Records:
=-=-=-=-=

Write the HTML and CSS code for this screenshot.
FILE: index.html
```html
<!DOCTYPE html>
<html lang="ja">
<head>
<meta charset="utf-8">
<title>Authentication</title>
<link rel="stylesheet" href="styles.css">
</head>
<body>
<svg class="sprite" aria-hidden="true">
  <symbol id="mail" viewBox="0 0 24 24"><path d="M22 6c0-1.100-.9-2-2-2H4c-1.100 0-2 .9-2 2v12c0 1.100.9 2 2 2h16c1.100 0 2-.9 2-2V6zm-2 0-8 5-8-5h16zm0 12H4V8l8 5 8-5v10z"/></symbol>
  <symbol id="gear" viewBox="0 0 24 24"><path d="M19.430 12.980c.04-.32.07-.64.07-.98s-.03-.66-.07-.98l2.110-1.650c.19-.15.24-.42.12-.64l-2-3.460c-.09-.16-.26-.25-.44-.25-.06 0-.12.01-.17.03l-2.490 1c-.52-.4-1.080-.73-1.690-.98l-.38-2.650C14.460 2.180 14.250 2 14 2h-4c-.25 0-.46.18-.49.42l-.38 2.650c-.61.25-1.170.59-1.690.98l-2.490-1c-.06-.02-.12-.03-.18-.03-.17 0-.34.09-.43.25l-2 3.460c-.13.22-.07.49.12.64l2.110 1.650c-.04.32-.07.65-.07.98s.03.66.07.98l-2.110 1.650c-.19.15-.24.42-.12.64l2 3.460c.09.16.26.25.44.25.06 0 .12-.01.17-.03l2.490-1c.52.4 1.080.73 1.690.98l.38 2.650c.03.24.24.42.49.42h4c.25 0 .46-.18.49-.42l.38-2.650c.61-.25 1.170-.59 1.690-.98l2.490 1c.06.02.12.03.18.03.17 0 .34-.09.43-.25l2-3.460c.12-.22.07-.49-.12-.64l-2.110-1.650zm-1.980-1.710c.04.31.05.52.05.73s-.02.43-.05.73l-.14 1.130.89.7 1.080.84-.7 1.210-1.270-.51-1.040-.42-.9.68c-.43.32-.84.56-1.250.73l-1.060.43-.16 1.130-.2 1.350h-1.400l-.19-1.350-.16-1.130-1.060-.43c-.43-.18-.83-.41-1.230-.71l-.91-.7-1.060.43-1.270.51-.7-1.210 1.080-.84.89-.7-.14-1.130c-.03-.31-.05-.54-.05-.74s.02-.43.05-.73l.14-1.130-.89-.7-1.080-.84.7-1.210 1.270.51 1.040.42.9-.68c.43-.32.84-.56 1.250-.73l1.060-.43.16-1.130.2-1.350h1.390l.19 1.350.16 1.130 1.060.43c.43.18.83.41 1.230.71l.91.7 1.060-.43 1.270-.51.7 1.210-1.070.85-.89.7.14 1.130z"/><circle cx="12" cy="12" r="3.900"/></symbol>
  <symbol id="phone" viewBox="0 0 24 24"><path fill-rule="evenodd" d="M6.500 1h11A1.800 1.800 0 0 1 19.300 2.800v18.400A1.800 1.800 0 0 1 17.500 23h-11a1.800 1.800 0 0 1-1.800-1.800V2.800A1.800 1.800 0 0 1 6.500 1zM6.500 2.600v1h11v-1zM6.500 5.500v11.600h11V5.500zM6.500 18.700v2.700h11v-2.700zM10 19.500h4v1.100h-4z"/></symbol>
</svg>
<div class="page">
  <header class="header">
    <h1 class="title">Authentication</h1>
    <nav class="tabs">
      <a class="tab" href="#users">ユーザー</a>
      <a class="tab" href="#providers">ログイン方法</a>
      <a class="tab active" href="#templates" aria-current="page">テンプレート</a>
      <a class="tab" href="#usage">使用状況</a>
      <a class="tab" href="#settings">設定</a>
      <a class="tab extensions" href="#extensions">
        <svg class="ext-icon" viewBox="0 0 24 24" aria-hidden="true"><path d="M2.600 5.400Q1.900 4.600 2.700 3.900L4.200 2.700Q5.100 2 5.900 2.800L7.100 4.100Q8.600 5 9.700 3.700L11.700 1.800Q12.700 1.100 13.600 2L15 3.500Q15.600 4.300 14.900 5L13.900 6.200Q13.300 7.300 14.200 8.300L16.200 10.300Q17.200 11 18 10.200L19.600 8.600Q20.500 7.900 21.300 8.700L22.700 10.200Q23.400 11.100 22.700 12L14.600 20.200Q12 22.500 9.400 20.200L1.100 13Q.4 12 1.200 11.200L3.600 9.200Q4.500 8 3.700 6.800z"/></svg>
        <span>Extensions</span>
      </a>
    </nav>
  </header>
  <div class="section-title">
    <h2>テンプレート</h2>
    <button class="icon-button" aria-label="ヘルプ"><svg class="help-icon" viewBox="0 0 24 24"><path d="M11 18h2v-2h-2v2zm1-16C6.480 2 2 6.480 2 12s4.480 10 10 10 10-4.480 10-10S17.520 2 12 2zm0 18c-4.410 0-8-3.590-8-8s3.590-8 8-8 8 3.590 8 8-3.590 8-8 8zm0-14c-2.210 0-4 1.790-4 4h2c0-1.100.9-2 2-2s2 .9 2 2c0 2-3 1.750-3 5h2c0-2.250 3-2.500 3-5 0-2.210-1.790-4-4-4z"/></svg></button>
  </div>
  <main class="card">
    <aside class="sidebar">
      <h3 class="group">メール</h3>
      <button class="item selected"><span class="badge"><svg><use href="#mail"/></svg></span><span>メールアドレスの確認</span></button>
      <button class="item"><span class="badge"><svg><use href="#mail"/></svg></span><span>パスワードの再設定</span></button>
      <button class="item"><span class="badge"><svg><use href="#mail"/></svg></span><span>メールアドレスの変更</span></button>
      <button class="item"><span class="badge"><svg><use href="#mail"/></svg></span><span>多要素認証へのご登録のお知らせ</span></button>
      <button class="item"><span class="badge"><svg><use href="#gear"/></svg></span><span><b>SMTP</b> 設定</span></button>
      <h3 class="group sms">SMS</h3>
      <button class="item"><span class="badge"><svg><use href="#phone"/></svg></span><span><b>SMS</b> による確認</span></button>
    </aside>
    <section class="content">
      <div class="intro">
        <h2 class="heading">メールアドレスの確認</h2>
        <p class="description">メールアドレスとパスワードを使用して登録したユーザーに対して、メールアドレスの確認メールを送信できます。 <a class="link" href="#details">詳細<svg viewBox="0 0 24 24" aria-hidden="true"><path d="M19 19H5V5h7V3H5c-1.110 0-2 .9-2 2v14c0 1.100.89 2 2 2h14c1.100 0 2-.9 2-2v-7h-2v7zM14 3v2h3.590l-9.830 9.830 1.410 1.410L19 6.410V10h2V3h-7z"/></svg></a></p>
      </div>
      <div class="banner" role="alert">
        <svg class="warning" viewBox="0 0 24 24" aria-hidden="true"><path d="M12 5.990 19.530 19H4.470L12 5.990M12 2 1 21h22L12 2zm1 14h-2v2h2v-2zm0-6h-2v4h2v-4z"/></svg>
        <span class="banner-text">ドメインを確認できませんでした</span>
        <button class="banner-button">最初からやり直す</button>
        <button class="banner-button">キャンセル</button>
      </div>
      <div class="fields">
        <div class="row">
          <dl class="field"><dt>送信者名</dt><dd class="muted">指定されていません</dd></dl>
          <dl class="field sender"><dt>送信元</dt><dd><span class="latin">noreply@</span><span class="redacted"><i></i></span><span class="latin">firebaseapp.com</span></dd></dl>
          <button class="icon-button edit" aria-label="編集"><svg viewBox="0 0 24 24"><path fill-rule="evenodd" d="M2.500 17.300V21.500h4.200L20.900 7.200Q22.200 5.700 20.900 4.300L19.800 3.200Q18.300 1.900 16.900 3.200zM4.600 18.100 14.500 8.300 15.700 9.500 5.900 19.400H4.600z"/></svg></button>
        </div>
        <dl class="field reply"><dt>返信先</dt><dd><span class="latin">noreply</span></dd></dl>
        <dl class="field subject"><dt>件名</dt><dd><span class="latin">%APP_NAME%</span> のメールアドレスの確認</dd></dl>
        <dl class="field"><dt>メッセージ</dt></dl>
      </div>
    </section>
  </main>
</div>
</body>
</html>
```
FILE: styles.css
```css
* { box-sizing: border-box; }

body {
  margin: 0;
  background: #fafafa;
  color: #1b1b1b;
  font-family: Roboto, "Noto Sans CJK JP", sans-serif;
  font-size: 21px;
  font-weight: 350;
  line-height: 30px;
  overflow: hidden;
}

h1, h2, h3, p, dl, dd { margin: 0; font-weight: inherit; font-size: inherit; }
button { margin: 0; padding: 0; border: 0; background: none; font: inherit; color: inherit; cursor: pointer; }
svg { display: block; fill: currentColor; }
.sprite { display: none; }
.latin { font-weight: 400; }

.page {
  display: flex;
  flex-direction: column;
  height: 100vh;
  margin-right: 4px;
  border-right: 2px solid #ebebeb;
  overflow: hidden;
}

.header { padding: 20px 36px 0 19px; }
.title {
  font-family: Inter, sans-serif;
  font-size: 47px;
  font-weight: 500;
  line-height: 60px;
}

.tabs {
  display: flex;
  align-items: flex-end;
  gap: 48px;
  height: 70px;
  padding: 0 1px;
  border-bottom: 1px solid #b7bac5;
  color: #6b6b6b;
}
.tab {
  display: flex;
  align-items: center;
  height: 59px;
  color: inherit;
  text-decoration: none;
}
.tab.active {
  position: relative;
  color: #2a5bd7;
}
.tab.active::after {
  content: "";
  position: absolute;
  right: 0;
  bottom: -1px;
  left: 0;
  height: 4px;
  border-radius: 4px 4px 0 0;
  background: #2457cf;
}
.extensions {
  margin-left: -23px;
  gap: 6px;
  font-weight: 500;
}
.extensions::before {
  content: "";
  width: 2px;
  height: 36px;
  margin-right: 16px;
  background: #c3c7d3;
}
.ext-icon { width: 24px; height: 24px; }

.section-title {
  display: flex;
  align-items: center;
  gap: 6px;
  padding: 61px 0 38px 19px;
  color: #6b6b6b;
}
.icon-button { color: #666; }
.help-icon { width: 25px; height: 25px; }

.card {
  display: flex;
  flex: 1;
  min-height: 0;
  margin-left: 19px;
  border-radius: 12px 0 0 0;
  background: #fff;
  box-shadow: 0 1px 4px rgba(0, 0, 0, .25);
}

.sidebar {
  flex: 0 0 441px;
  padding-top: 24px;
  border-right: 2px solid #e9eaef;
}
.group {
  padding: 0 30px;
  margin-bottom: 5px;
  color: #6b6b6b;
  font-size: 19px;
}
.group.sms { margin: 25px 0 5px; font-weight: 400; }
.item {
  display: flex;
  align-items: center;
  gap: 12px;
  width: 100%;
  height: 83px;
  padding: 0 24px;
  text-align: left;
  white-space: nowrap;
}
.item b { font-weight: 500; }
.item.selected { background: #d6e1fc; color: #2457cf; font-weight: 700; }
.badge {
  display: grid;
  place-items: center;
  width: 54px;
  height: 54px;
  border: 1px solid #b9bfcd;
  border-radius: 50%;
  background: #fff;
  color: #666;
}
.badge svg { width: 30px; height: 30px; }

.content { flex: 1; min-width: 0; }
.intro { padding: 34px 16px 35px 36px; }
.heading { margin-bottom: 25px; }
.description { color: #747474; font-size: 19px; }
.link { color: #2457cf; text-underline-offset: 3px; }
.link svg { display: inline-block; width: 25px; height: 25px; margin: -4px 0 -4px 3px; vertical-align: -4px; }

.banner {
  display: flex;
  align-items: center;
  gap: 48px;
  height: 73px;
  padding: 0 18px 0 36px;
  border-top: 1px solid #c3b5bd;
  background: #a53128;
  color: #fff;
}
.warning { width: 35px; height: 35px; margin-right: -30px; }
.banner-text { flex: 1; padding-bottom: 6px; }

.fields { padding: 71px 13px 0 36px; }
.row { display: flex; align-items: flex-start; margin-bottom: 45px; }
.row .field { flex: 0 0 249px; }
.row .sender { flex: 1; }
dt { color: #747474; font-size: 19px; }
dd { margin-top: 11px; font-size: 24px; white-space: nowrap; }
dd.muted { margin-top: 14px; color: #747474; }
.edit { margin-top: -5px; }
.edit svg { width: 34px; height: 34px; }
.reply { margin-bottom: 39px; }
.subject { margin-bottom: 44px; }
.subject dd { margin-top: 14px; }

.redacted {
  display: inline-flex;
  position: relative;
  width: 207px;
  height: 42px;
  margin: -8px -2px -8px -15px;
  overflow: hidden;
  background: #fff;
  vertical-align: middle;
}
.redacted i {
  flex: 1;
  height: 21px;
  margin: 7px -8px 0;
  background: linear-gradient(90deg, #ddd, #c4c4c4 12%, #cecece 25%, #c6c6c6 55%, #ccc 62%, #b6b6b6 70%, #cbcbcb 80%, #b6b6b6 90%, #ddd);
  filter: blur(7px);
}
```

=-=-=-=-=

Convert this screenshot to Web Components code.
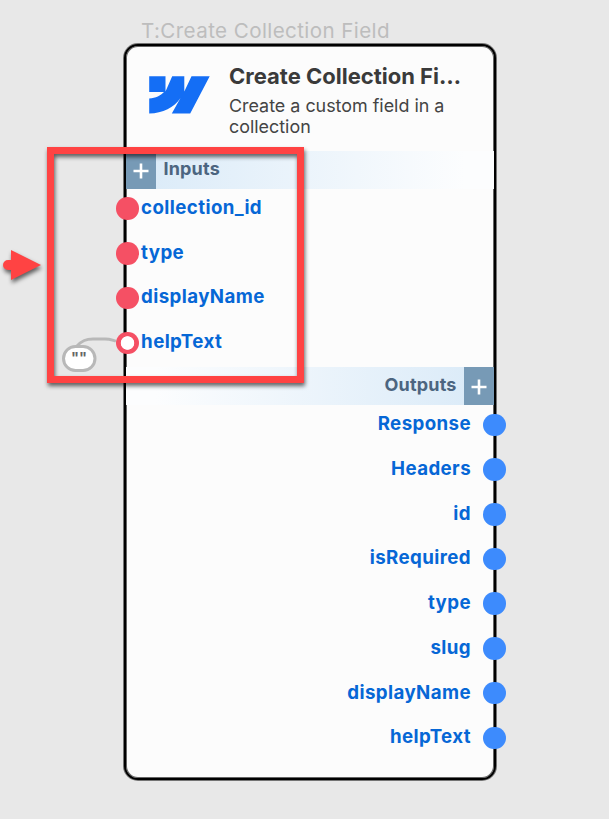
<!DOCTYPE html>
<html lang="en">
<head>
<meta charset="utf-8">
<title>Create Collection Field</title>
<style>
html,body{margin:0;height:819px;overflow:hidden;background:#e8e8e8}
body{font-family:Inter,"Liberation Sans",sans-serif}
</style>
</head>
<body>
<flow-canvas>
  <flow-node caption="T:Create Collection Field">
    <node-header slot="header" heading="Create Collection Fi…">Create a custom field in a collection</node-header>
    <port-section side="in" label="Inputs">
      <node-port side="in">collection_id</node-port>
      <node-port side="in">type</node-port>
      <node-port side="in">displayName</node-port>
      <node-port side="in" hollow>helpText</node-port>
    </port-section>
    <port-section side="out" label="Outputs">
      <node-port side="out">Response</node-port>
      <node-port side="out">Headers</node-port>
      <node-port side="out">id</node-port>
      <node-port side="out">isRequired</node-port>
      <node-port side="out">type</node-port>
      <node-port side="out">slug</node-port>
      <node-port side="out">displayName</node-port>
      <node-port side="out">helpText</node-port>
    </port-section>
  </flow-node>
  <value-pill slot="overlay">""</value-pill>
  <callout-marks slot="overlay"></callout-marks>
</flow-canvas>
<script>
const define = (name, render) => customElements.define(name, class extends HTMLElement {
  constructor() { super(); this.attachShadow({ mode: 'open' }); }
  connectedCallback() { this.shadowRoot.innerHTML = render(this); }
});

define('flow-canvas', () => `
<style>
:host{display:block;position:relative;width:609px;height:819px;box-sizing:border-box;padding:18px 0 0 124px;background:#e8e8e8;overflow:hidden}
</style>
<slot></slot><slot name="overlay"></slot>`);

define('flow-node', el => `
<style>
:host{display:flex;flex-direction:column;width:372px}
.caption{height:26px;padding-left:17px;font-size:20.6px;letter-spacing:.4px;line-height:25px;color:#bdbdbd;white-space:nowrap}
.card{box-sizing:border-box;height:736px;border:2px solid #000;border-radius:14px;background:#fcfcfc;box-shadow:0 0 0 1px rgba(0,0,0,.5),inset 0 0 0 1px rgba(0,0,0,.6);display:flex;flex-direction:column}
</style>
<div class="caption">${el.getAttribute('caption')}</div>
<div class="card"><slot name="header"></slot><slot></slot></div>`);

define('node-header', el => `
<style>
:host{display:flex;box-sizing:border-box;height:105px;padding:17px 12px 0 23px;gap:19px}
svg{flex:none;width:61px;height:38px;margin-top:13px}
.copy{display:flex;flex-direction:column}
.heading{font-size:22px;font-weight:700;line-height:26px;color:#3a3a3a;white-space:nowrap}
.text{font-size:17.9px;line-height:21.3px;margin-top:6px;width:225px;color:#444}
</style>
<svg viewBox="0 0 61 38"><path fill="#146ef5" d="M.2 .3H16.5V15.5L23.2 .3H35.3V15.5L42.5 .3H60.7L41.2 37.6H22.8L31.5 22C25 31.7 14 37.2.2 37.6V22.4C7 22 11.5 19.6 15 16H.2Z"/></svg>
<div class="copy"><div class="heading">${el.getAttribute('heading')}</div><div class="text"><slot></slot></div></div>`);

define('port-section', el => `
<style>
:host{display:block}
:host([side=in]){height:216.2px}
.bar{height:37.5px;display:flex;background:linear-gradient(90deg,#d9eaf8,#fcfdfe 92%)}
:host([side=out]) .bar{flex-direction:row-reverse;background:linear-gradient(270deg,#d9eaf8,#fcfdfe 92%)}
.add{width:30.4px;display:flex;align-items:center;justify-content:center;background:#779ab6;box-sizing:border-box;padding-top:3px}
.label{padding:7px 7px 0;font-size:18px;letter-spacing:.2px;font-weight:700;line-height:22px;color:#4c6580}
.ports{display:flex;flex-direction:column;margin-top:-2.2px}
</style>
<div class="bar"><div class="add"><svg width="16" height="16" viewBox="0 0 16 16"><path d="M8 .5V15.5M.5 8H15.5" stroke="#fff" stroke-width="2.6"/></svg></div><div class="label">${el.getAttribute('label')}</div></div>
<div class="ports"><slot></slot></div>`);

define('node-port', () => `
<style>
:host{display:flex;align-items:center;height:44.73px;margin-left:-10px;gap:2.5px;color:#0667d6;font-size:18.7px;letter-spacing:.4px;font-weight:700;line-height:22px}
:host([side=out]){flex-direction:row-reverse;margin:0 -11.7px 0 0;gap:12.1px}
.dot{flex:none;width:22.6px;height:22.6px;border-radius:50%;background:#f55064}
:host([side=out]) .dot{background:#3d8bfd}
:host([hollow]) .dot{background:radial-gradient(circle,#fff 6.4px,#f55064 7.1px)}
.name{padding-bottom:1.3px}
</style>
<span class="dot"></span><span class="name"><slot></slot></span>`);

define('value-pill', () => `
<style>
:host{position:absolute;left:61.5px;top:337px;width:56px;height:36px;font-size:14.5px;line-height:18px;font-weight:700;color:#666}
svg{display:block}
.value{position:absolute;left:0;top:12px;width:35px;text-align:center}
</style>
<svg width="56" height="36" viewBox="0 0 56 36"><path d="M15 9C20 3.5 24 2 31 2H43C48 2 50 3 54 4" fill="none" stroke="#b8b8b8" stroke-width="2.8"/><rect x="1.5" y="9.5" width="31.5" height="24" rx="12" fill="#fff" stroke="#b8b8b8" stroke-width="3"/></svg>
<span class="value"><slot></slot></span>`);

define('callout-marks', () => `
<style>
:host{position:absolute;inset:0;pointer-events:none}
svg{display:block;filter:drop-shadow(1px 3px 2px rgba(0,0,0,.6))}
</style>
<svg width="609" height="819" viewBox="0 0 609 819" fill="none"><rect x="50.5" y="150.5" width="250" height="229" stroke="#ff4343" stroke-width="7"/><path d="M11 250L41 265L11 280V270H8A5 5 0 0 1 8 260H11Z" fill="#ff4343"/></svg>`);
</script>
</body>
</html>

=-=-=-=-=

• **Brief**:
For the listing above, identify each line bearing "screenshot".

• **Result of the task**:
Write the HTML and CSS code for this screenshot.
Convert this screenshot to Web Components code.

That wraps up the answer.